▶ [AIM]
Keep only the lines where "this" appears.

▶ [LISTED ENTRIES]
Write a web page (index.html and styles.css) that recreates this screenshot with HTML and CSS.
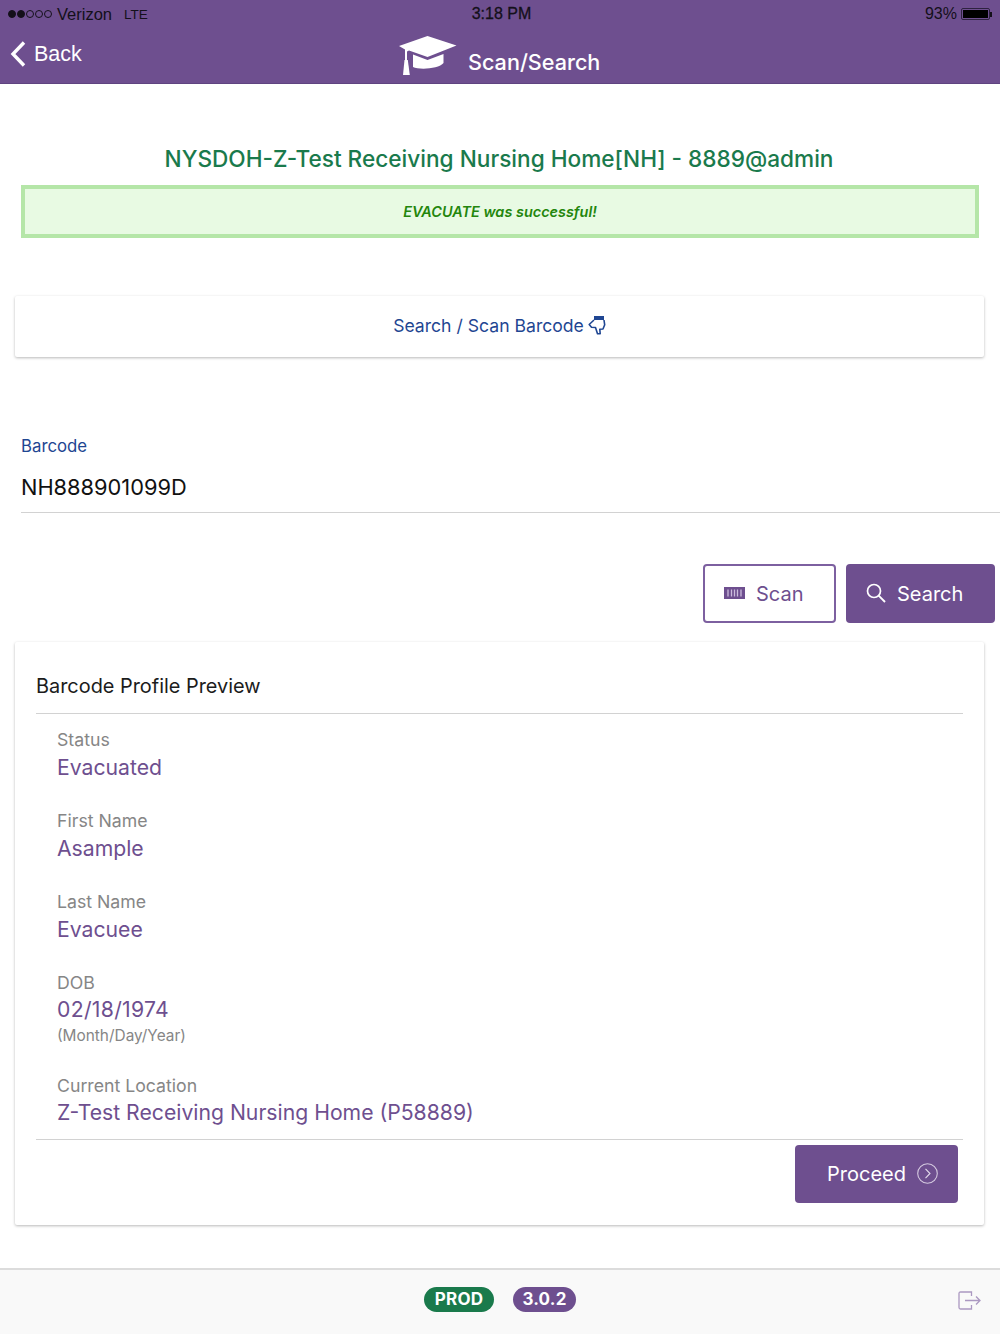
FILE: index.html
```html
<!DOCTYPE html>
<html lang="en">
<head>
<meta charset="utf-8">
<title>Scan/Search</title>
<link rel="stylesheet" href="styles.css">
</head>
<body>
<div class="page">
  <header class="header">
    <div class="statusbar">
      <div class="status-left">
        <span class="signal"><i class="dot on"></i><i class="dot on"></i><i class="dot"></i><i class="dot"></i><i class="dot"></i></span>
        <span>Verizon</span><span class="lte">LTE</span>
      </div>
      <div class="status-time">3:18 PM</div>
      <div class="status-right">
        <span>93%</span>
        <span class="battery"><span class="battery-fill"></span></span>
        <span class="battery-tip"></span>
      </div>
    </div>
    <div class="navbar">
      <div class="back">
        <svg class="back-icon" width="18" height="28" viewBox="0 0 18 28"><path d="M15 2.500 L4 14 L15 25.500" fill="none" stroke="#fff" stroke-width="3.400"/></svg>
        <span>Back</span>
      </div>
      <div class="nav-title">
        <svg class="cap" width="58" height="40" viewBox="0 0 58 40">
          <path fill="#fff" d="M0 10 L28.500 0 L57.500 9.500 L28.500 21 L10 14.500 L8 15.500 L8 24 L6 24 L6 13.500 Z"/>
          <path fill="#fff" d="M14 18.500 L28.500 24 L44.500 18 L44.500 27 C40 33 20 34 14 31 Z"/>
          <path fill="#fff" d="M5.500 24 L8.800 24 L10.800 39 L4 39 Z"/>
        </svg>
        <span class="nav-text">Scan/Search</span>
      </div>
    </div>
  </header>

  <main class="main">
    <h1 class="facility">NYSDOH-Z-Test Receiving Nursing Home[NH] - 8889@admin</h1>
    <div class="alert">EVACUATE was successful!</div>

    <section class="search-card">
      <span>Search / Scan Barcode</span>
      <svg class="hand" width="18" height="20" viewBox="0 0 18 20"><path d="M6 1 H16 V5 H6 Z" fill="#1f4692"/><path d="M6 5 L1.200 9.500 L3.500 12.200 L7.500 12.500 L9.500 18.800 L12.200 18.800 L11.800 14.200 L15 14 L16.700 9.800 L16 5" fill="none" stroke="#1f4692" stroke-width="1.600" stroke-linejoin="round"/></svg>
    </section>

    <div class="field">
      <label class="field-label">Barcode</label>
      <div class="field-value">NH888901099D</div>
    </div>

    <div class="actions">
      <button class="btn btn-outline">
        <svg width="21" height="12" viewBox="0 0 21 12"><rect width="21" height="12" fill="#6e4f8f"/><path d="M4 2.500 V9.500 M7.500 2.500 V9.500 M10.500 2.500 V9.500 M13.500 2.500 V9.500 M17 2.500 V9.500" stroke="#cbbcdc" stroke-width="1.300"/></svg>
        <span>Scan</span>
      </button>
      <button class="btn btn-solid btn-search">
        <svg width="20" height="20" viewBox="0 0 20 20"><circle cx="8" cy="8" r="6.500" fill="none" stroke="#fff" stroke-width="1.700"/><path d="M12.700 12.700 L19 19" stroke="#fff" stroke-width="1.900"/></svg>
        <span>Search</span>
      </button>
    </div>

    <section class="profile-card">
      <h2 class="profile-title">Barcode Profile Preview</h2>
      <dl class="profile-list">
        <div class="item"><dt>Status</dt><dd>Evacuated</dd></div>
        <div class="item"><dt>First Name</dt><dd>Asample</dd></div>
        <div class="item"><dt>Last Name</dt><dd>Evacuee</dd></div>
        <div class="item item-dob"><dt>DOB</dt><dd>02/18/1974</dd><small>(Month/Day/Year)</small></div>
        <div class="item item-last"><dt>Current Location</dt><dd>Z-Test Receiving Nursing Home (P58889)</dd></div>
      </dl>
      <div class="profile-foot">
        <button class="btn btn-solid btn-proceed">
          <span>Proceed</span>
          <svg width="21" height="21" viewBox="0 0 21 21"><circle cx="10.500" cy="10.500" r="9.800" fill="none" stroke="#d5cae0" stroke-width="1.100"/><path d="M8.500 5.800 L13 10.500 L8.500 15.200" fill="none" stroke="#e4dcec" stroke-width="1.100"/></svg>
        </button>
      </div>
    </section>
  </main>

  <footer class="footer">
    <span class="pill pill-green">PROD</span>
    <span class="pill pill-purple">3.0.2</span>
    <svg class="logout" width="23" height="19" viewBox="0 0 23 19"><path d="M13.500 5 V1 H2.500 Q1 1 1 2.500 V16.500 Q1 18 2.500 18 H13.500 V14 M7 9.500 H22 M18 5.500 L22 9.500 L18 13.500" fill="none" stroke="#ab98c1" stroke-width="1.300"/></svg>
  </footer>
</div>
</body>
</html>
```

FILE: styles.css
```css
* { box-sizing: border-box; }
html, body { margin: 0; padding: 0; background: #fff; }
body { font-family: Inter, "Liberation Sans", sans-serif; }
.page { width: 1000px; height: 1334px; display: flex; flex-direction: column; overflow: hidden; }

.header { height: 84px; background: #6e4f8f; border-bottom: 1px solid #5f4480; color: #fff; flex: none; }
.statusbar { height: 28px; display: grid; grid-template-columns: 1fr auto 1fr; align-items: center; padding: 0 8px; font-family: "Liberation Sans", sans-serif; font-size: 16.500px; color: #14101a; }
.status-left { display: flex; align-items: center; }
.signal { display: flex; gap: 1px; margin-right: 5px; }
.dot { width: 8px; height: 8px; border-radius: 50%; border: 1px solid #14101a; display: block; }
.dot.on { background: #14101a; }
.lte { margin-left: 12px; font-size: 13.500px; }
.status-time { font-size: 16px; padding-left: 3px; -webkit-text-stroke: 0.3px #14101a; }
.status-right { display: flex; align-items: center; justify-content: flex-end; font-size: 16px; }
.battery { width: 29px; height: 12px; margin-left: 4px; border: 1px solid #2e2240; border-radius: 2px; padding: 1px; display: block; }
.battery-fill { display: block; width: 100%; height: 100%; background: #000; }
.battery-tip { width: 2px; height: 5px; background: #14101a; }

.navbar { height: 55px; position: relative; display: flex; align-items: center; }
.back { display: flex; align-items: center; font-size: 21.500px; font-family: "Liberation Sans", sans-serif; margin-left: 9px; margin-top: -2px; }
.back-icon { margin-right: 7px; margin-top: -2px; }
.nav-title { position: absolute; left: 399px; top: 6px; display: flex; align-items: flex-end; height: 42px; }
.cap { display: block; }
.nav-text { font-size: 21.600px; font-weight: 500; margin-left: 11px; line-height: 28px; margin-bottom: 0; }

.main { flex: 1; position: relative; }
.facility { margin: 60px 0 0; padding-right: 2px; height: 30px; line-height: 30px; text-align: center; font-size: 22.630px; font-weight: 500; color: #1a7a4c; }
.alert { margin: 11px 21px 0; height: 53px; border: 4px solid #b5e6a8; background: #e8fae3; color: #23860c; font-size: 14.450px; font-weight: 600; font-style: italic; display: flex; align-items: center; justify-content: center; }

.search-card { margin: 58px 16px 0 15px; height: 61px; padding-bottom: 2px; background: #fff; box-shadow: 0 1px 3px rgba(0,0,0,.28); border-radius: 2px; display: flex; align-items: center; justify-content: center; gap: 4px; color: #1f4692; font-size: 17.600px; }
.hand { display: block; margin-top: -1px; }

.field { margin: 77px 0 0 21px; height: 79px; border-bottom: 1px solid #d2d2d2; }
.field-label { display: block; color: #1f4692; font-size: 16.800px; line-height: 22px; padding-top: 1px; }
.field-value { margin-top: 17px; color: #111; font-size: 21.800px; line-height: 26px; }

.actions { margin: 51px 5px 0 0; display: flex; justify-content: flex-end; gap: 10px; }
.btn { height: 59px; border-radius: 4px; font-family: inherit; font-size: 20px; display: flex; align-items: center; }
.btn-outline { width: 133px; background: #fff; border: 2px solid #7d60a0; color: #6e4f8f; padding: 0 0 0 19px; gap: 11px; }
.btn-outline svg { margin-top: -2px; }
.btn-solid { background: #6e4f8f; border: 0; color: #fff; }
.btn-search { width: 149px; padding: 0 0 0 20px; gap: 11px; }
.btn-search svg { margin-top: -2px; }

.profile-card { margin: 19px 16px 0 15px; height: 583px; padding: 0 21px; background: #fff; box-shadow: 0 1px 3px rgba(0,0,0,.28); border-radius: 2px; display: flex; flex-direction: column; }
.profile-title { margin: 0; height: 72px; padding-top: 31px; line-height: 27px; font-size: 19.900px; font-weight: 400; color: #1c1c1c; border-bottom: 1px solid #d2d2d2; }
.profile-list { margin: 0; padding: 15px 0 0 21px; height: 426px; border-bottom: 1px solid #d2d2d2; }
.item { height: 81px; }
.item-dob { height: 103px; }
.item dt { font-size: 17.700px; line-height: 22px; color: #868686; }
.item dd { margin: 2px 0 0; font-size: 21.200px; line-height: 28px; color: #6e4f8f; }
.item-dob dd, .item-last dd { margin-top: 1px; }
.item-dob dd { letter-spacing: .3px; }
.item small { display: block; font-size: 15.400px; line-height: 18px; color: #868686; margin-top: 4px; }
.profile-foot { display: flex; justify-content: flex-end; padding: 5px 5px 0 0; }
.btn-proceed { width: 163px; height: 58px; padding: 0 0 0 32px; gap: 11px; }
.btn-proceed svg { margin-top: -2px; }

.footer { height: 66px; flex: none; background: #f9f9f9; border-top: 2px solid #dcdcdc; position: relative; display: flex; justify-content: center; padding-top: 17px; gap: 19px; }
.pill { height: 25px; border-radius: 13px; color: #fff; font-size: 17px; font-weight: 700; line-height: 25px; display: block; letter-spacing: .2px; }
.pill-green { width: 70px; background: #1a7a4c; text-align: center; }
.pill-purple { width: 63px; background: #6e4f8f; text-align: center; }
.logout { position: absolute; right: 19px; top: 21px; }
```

---

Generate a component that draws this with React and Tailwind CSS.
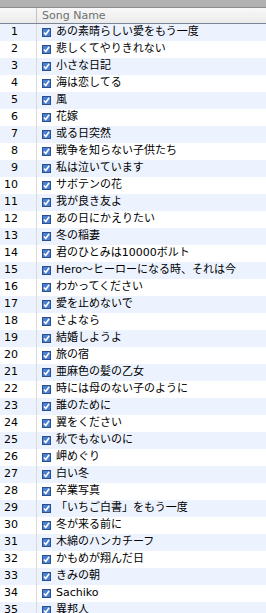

▶ [OUTPUT OF THE EXERCISE]
Write a web page (index.html and styles.css) that recreates this screenshot with HTML and CSS.
Generate a component that draws this with React and Tailwind CSS.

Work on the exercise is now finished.